Tanera Mòr was the location for Frank Fraser Darling's book Island Years (published 1940), which describes experiences living on a remote island. Living in Tanera Mòr and Dundonnell before that, Fraser Darling began the work that was to mark him as a naturalist-philosopher of original turn of mind and great intellectual drive. He described the social and breeding behaviour of the red deer, gulls, and the grey seal respectively, in the three academic works A Herd of Red Deer, Bird Flocks and the Breeding Cycle and A Naturalist on Rona. The outbreak of World War II put an end to Fraser Darling's hopes of undertaking further research on the grey seal, and being too old for active military service, he chose to farm rather than leave the west coast of Scotland for wartime civilian work. Between 1939 and 1943 Fraser Darling reclaimed derelict land to agricultural production on Tanera Mòr in the Summer Isles, an undertaking described in his 1943 book Island Farm. In 1942 the wartime Secretary of State for Scotland, Tom Johnston, asked Fraser Darling if he would run an agricultural advisory programme in the crofting areas of the Scottish Highlands and Islands. He agreed, and for two years he travelled, taught and wrote articles that were later published in book form as Crofting Agriculture.

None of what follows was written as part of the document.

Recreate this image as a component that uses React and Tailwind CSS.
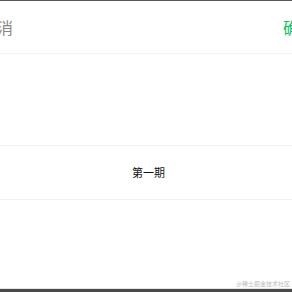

The pagan-cult island of Summerisle featured in the motion picture The Wicker Man (filmed 1973) is thought by some film critics to be set in this archipelago, although the movie itself was filmed in Galloway and Skye.
The Summer Isles feature in a novella of the same name by Ian R. MacLeod. Tanera Mòr also serves as the setting for the novella Ailie's Island by Antal Khripko (2023).
The island's floral diversity is strong due to the lack of grazing over the last 25 years, with northern marsh orchids and greater butterfly-orchids particularly strong. Eurasian otters are active, whilst common and grey seals frequently visit from the other nearby Summer Isles, and basking sharks and porpoises pass by in summer. Bird species include common eider, grey heron, red grouse, and common buzzards.[15]